Tuning the thermal conductivity of polymers with mechanical strains

The low thermal conductivity of polymers limits their heat spreading capability, which is one of the major technical barriers for the polymer-based products, especially electronics, such as organic light emitting diodes. It is highly desirable to enhance the thermal conductivity of polymer materials including polymer composites. Mechanical stretching could align polymer chains which are intrinsically low-dimensional material that could have very high thermal conductivity and thus enhancing the thermal conductivity of polymers. In this work, the all-atom model molecular-dynamics simulation is conducted to investigate the tuning of polymer thermal conductivity using mechanical strains. The simulation results show that the thermal conductivity of polymers increases with the increasing strain and the enhancement is larger when the polymer is stretched slower.
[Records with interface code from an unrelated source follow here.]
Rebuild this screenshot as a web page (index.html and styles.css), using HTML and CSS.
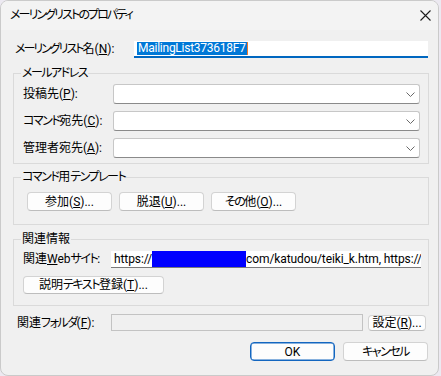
FILE: index.html
```html
<!DOCTYPE html>
<html lang="ja">
<head>
<meta charset="utf-8">
<title>メーリングリストのプロパティ</title>
<link rel="stylesheet" href="styles.css">
</head>
<body>
<div class="window">
  <div class="titlebar">
    <span class="title"><span class="k kt">メーリングリストのプロパティ</span></span>
    <svg class="close" width="11" height="11" viewBox="0 0 11 11"><path d="M0.5 0.5 L10.5 10.5 M10.5 0.5 L0.5 10.5" stroke="#1b1b1b" stroke-width="1.1" fill="none"/></svg>
  </div>
  <div class="content">
    <div class="name-row">
      <span class="name-lbl"><span class="k kn">メーリングリスト</span>名(<u>N</u>):</span>
      <div class="name-input"><span class="sel">MailingList373618F7</span><span class="caret"></span></div>
    </div>

    <fieldset class="group g-addr">
      <legend><span class="k">メールアドレス</span></legend>
      <div class="frow"><span class="flbl">投稿先(<u>P</u>):</span><div class="combo"><svg class="chev" width="9" height="5" viewBox="0 0 9 5"><path d="M0.5 0.5 L4.5 4.5 L8.5 0.5" stroke="#6a6a6a" stroke-width="1" fill="none"/></svg></div></div>
      <div class="frow"><span class="flbl"><span class="k">コマンド</span>宛先(<u>C</u>):</span><div class="combo"><svg class="chev" width="9" height="5" viewBox="0 0 9 5"><path d="M0.5 0.5 L4.5 4.5 L8.5 0.5" stroke="#6a6a6a" stroke-width="1" fill="none"/></svg></div></div>
      <div class="frow"><span class="flbl">管理者宛先(<u>A</u>):</span><div class="combo"><svg class="chev" width="9" height="5" viewBox="0 0 9 5"><path d="M0.5 0.5 L4.5 4.5 L8.5 0.5" stroke="#6a6a6a" stroke-width="1" fill="none"/></svg></div></div>
    </fieldset>

    <fieldset class="group g-tpl">
      <legend><span class="k">コマンド</span>用<span class="k">テンプレート</span></legend>
      <div class="btnrow">
        <button class="btn tpl-btn">参加(<u>S</u>)...</button>
        <button class="btn tpl-btn">脱退(<u>U</u>)...</button>
        <button class="btn tpl-btn"><span class="k">その</span>他(<u>O</u>)...</button>
      </div>
    </fieldset>

    <fieldset class="group g-info">
      <legend>関連情報</legend>
      <div class="web-row">
        <span class="web-lbl">関連<u>W</u>eb<span class="k">サイト</span>:</span>
        <div class="web-input">https://<span class="redact"></span>com/katudou/teiki_k.htm, https://</div>
      </div>
      <button class="btn desc-btn">説明<span class="k">テキスト</span>登録(<u>T</u>)...</button>
    </fieldset>

    <div class="folder-row">
      <span class="folder-lbl">関連<span class="k">フォルダ</span>(<u>F</u>):</span>
      <div class="folder-input"></div>
      <button class="btn set-btn">設定(<u>R</u>)...</button>
    </div>

    <div class="ok-row">
      <button class="btn ok-btn">OK</button>
      <button class="btn cancel-btn"><span class="k">キャンセル</span></button>
    </div>
  </div>
</div>
</body>
</html>
```

FILE: styles.css
```css
* { box-sizing: border-box; }
html, body { margin: 0; padding: 0; }
body {
  background: #ece9f1;
  width: 441px;
  height: 376px;
  overflow: hidden;
  font-family: Roboto, "Noto Sans CJK JP", sans-serif;
  font-size: 12px;
  color: #000;
  font-feature-settings: "palt";
}
u { text-decoration: underline; text-underline-offset: 1px; }
.k { letter-spacing: -1.5px; }
.kt { letter-spacing: -1.9px; }
.kn { letter-spacing: -2px; }

.window {
  width: 439px;
  height: 376px;
  background: #f0f0f0;
  border: 1px solid #cacaca;
  border-radius: 8px;
  overflow: hidden;
  display: flex;
  flex-direction: column;
}
.titlebar {
  height: 29px;
  flex: none;
  background: #f3f3f3;
  display: flex;
  align-items: center;
  justify-content: space-between;
  padding: 0 7px 1px 9px;
}
.title { font-size: 12px; line-height: 14px; }
.close { display: block; }

.content {
  padding: 0 10px 0 12px;
  display: flex;
  flex-direction: column;
}

.name-row {
  margin-top: 11px;
  height: 16px;
  display: flex;
  align-items: center;
}
.name-lbl { margin-left: 2px; width: 119px; line-height: 14px; }
.name-input {
  width: 294px;
  height: 17px;
  background: #fff;
  border-bottom: 2px solid #0067c0;
  padding: 1px 0 0 3px;
  display: flex;
  align-items: flex-start;
}
.sel {
  background: #0078d7;
  color: #fff;
  line-height: 13px;
  height: 13px;
  padding: 0 1px;
  letter-spacing: -0.25px;
}
.caret { width: 1px; height: 13px; background: #f07a2a; }

.group {
  margin: 0;
  width: 416px;
  border: 1px solid #dadada;
  padding: 0;
  min-width: 0;
}
.group legend {
  padding: 0 1px;
  line-height: 14px;
  height: 14px;
}
.g-addr { margin-top: 9px; padding: 4px 7px 5px 9px; }
.g-addr legend { margin-left: -2px; }
.frow { display: flex; align-items: center; height: 20px; }
.frow + .frow { margin-top: 7px; }
.flbl { width: 90px; line-height: 14px; }
.combo {
  width: 307px;
  height: 20px;
  background: #fff;
  border: 1px solid #c7c7c7;
  border-bottom-color: #8a8a8a;
  border-radius: 3px;
  display: flex;
  align-items: center;
  justify-content: flex-end;
  padding-right: 4px;
}
.chev { display: block; }

.g-tpl { margin-top: 6px; padding: 8px 0 13px 13px; }
.g-tpl legend { margin-left: -6px; }
.btnrow { display: flex; gap: 7px; }

.btn {
  font-family: inherit;
  font-size: 12px;
  font-feature-settings: "palt";
  color: #000;
  background: #fdfdfd;
  border: 1px solid #d3d3d3;
  border-bottom-color: #bdbdbd;
  border-radius: 4px;
  padding: 0;
  margin: 0;
  line-height: 14px;
  display: flex;
  align-items: center;
  justify-content: center;
}
.tpl-btn { width: 85px; height: 19px; }

.g-info { margin-top: 7px; padding: 5px 0 11px 9px; }
.g-info legend { margin-left: -2px; }
.web-row { display: flex; align-items: center; height: 16px; }
.web-lbl { width: 88px; line-height: 14px; }
.web-input {
  width: 310px;
  height: 17px;
  background: #fff;
  border-bottom: 1px solid #7a7a7a;
  padding-left: 3px;
  white-space: nowrap;
  overflow: hidden;
  line-height: 16px;
  letter-spacing: -0.1px;
  display: flex;
  align-items: center;
}
.redact { display: inline-block; width: 94px; height: 16px; background: #0000ff; flex: none; }
.desc-btn { margin-top: 9px; width: 141px; height: 18px; }

.folder-row {
  margin-top: 8px;
  height: 17px;
  display: flex;
  align-items: center;
}
.folder-lbl { margin-left: 4px; width: 94px; line-height: 14px; }
.folder-input {
  width: 252px;
  height: 17px;
  border: 1px solid #c3c3c3;
  background: #f0f0f0;
}
.set-btn { margin-left: 5px; width: 58px; height: 16px; }

.ok-row {
  margin-top: 11px;
  display: flex;
  justify-content: flex-end;
  gap: 8px;
}
.ok-btn { width: 85px; height: 19px; border: 1px solid #1366c0; box-shadow: inset 0 0 0 0.5px #1366c0; }
.cancel-btn { width: 85px; height: 19px; }
```
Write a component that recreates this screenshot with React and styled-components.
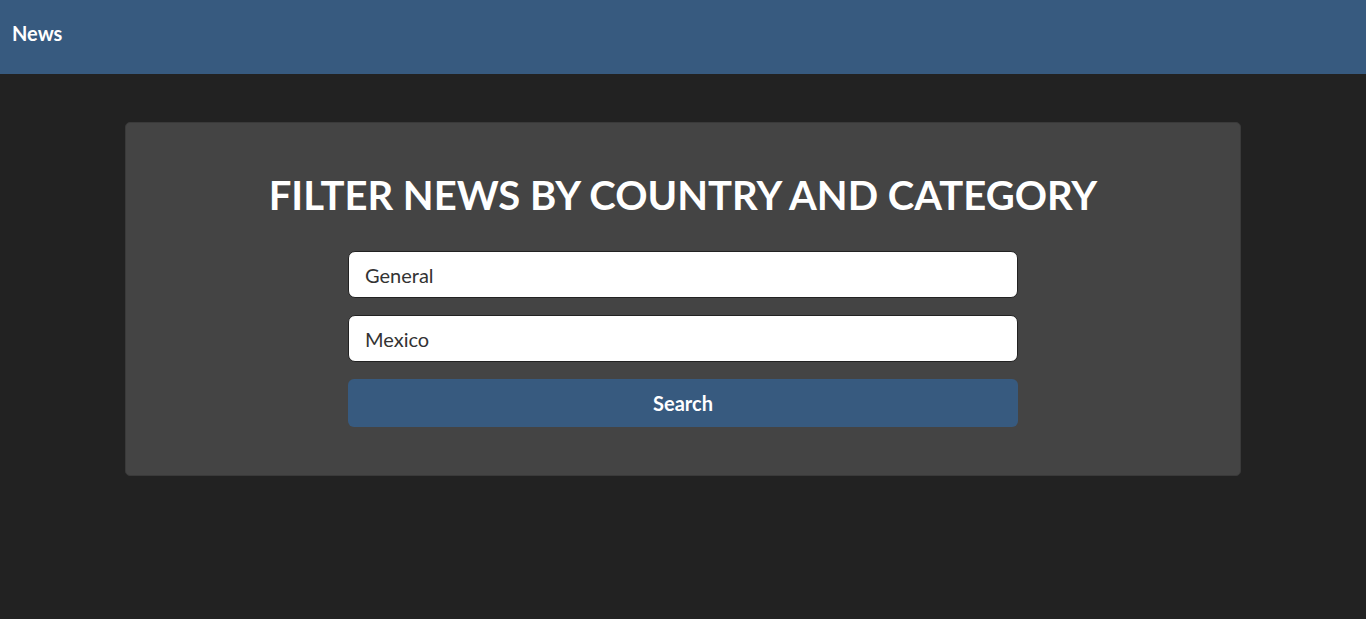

Molecular weight also affects the thermal conductivity under the same stretching condition. More importantly, the thermal-conductivity enhancement could be exponentially fitted with the orientational order parameter which describes the chain conformation change. This study could guide the development of advanced reconfigurable and tunable thermal management technologies.

Figure 1

(Color online) Numerical simulation procedure for building structure-property relationships of polymers when they are under mechanical strains, which involves three major steps: sample preparation, deformation, and thermal-conductivity calculation simulations. After amorphous polymer sample is prepared, the deformation process generates a series of strained samples at different strains, then the thermal conductivity of these strained samples are calculated.

Figure 2

(a) A schematic representation of the simulation cell used to compute the thermal conductivity and (b) typical temperature profile and linear fitting of nonequilibrium molecular-dynamics simulation for thermal conduction.

Figure 3

(Color online) The change in the thermal conductivity of polymers in the stretching direction and perpendicular to the stretching direction as a function of tensile strains. It also shows that the slower the strain rate, the higher the enhancement of the thermal conductivity in the stretching direction.

Figure 4

(Color online) The dependence of the thermal-conductivity enhancement on molecular weight. The larger the molecular weight, the higher the thermal conductivity when the polymer is stretched at the same strain rate of ${10}^9{\text{s}}^{-1}$ to the same strain.

Figure 5

(Color online) (a) 3D unit cell of the polymer sample under zero strain, (b) projection to XY plane of the samples before deformation, (c) when stretched at $\epsilon =1$ with a strain rate of ${10}^9{\text{s}}^{-1}$, and (d) when stretched at $\epsilon =2$ with a strain rate ${10}^9{\text{s}}^{-1}$.

Figure 6

(Color online) The change in orientational order parameter $P_2$ as a function of the mechanical strain after relaxation. The orientation will increase mostly at small strains while slow down the increasing rate at relatively larger strains.

Figure 7

(Color online) The relationship between the logarithm of the enhanced thermal conductivity and the orientational order parameter $P_2$ using linear fit.